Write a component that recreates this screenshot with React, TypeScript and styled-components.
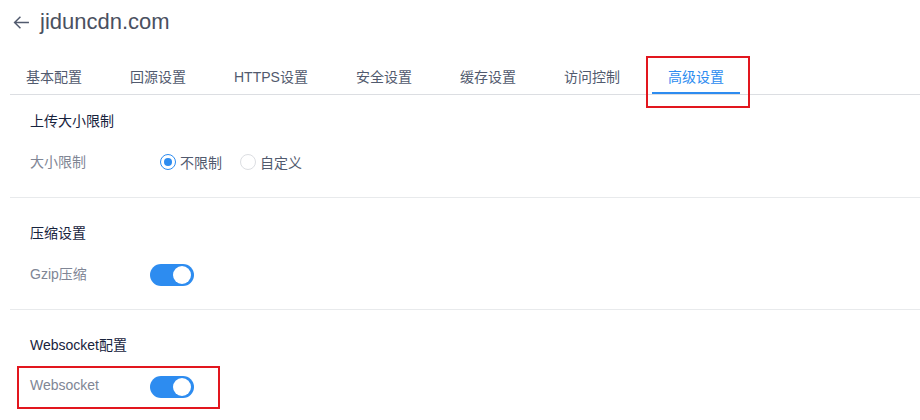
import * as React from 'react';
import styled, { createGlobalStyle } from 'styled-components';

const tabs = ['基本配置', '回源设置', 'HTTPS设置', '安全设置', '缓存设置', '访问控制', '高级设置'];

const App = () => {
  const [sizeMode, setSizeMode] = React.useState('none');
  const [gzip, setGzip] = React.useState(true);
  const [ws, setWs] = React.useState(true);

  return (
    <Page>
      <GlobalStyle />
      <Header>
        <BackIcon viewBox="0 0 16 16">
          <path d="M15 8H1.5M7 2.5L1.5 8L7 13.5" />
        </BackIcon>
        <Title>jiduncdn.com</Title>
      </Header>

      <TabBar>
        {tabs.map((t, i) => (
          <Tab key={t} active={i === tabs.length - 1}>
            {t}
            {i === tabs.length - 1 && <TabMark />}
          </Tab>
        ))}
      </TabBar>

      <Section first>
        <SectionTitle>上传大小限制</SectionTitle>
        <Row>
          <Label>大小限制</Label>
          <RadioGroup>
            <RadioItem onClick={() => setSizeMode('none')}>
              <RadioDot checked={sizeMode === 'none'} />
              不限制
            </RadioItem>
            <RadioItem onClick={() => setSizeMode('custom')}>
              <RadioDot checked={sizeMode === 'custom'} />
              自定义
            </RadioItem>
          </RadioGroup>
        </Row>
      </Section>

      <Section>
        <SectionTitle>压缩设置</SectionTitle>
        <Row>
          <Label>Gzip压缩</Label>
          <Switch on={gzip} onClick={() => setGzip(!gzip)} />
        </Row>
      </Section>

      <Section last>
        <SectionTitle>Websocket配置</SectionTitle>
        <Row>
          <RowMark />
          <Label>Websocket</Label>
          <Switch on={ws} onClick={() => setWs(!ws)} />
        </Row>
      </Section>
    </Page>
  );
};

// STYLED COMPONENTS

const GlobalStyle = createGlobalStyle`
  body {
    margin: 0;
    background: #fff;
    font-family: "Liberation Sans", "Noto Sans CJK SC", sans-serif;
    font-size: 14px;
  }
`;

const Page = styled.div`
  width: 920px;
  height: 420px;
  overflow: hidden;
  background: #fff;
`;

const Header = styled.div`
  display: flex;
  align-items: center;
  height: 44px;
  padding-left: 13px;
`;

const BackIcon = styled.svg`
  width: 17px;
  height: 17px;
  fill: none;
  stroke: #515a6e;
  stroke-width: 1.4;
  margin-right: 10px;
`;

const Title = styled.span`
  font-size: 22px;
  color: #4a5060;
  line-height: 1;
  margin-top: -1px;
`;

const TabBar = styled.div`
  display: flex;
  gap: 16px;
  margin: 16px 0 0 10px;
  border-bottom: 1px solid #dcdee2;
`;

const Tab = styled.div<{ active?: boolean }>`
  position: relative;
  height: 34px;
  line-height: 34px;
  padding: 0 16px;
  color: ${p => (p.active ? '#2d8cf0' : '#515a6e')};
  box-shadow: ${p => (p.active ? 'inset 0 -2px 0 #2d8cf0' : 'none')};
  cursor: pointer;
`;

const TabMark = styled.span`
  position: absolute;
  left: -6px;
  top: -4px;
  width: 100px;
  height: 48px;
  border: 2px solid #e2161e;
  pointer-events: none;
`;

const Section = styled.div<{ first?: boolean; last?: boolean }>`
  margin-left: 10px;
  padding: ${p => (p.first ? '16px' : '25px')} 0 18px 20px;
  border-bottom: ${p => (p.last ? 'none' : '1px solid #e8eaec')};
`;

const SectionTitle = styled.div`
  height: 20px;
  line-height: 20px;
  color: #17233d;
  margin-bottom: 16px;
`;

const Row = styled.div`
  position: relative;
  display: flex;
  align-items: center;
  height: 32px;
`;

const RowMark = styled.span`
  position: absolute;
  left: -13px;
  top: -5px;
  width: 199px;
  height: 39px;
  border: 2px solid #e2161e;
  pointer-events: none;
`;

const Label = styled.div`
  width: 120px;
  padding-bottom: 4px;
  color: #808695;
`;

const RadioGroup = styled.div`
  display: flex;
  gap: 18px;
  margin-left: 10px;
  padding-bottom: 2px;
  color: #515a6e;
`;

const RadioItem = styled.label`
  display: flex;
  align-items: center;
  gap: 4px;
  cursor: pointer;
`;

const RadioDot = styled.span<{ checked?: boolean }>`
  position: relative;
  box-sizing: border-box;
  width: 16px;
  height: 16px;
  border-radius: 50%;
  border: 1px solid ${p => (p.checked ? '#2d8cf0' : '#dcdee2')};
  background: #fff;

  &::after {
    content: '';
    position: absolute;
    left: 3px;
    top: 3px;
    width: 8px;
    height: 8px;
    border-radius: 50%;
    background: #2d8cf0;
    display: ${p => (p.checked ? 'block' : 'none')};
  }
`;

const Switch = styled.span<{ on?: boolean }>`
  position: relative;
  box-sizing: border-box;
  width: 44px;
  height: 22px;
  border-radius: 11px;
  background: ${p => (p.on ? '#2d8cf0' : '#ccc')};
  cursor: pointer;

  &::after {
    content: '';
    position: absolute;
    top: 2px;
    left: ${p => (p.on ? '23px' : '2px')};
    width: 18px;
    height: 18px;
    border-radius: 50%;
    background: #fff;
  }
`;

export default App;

※

WHAT YOU SHOULD DO.
Search the lines above for the string "React", then show every one that has it.

THE RESPONSE.
Write a component that recreates this screenshot with React, TypeScript and styled-components.
import * as React from 'react';
  const [sizeMode, setSizeMode] = React.useState('none');
  const [gzip, setGzip] = React.useState(true);
  const [ws, setWs] = React.useState(true);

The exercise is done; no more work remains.